In the case of phase 2 trials, the extreme results would be a trial significantly favoring control or one favoring the experimental agent; the former would not lead to a follow-up phase 3 study, but often to discontinuation of the development program. But a phase 2 trial significantly favoring the experimental agent—the one that will often lead to a phase 3 trial—is likely to be followed by an RCT with results that are closer to the null hypothesis of no treatment effect. This is simply due to regression to the mean.
Given the central role of RCTs for regulatory and clinical decisions, the fact that a “positive” trial may be followed by a negative one, even if both have very similar designs, is reason for concern, and one that suggests that accelerated approvals are at times “false positives”. Although this does not appear to be too frequent, of 56 accelerated approvals that have fulfilled their post-marketing requirement, 51 had their benefit confirmed, but five had the product withdrawn from the market, in three cases due to lack of confirmation.¹

From the preceding discussion, it is fair to conclude that some of the observed results from early positive trials are exaggerated in comparison with “true results”, the latter being an ideal notion representing the true effect of a treatment. The ratio between the observed effect and the true effect has been called “the exaggeration ratio”.⁶

Although the true effect cannot be known with certainty, it can be replaced by the treatment effect contained in a large database of clinical trials from the literature, and a website has been built that allows estimation of the exaggeration ratio likely to be present in a phase 2 trial.⁷
In the discussion about positive and negative RCTs, one must also consider the meaning of “statisticalsignificance”. This is particularly relevant when drug development is done under a frequentist statisticalframework. Historically, this has been the most common framework adopted in clinical research, allowing tests of the null hypothesis of no difference between two treatments. The P-value obtained from such a test indicates the probability of observing a treatment effect at least as extreme as that observed if there were no true treatment effect. By historical convention, a P-value that is less than 0.05 is considered as “statistically significant”, but this is no guarantee that a study is truly positive, nor is it a
direct measure of the treatment effect.

In order to circumvent some of the limitations of the frequentist framework with regard to go/no-go decisions at phase 2, one may use a Bayesian framework, which can help to correct the exaggeration ratio and yields probabilities related to the plausibility of the treatment effect.^6,8 This framework can use the results from an early trial in a manner that allows moving from the probability indicated by the Pvalue—namely, the probability of the observed data, given the null hypothesis—to a more relevant one in this setting, i.e., the probability of the null hypothesis, given the observed data.

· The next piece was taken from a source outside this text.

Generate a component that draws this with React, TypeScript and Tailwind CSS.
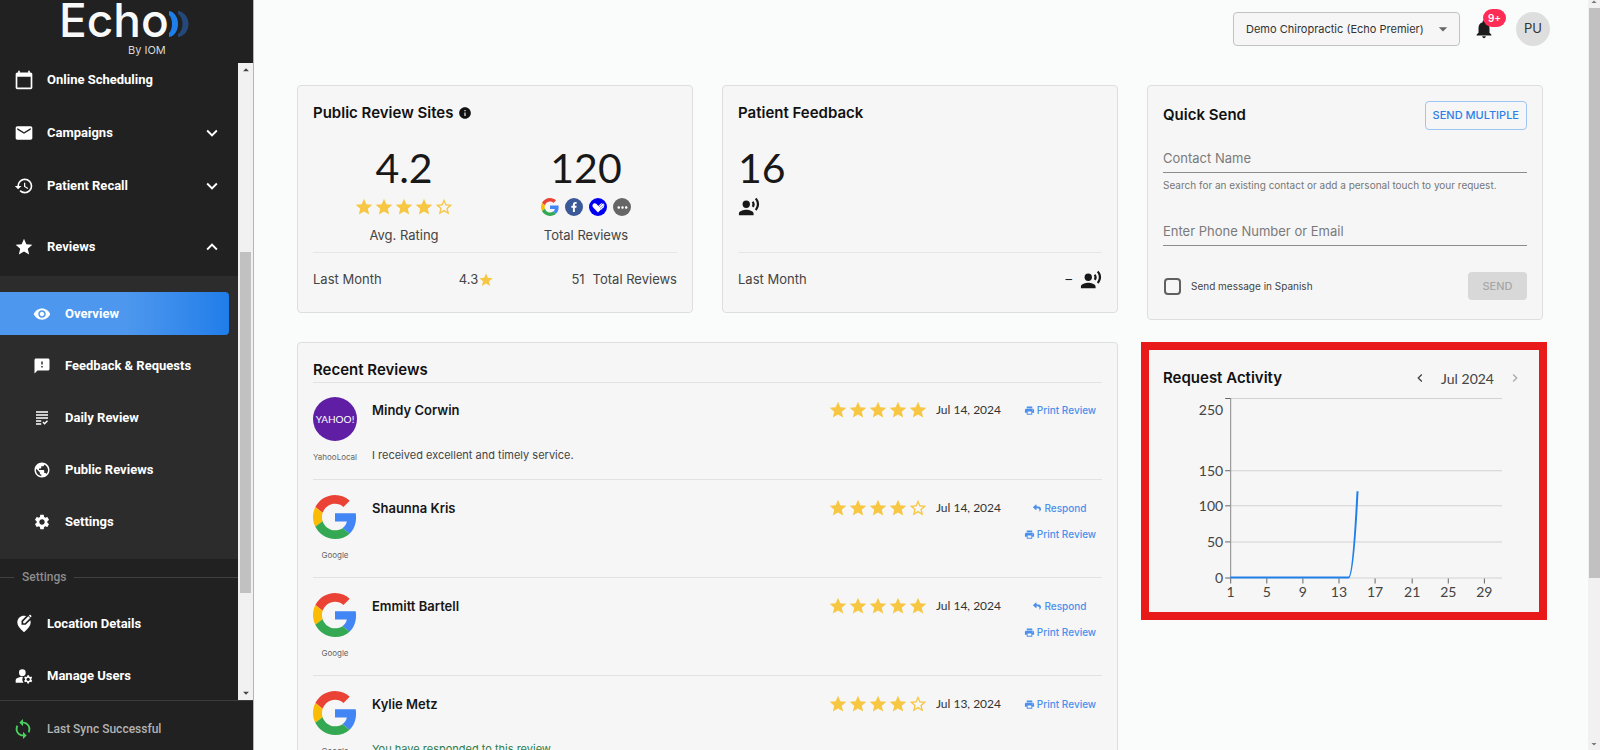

By looking at the probability of the null hypothesis, or, conversely, that of any potential treatment effect, developers will be able to match their optimism to more realistic probabilities contained in the data from phase 2 trials, thus being best equipped to decide whether or not to proceed to phase 3.

References:

1. Beaver JA, et al. A 25-Year Experience of US Food and Drug Administration Accelerated Approval of Malignant
Hematology and Oncology Drugs and Biologics: A Review. JAMA Oncol 2018;4:849-856.
2. U.S. Department of Health and Human Services. Food and Drug Administration. Guidance for Industry. Expedited Programs for Serious Conditions – Drugs and Biologics, May 2014.
3. Grignolo, et al. Phase III Trial Failures: Costly, But Preventable. Applied Clinical Trials 2016; 25:36-42.
4. Ioannidis JP. Why most published research findings are false. PLoS Med 2005;2(8):e124.
5. Capen, et al. Competitive Bidding in High-Risk Situations. J Petrol Tech 1971;23:641-653.
6. Van Zwet E, et al. A Proposal for Informative Default Priors Scaled by the Standard Error of Estimates. The American Statistician 2022;76:1-9.
7. https://vanzwet.shinyapps.io/shrinkrct/.
8. Benjamin DJ, et al. Three Recommendations for Improving the Use of p-Values. The American Statistician 2019;73:sup1:186-191.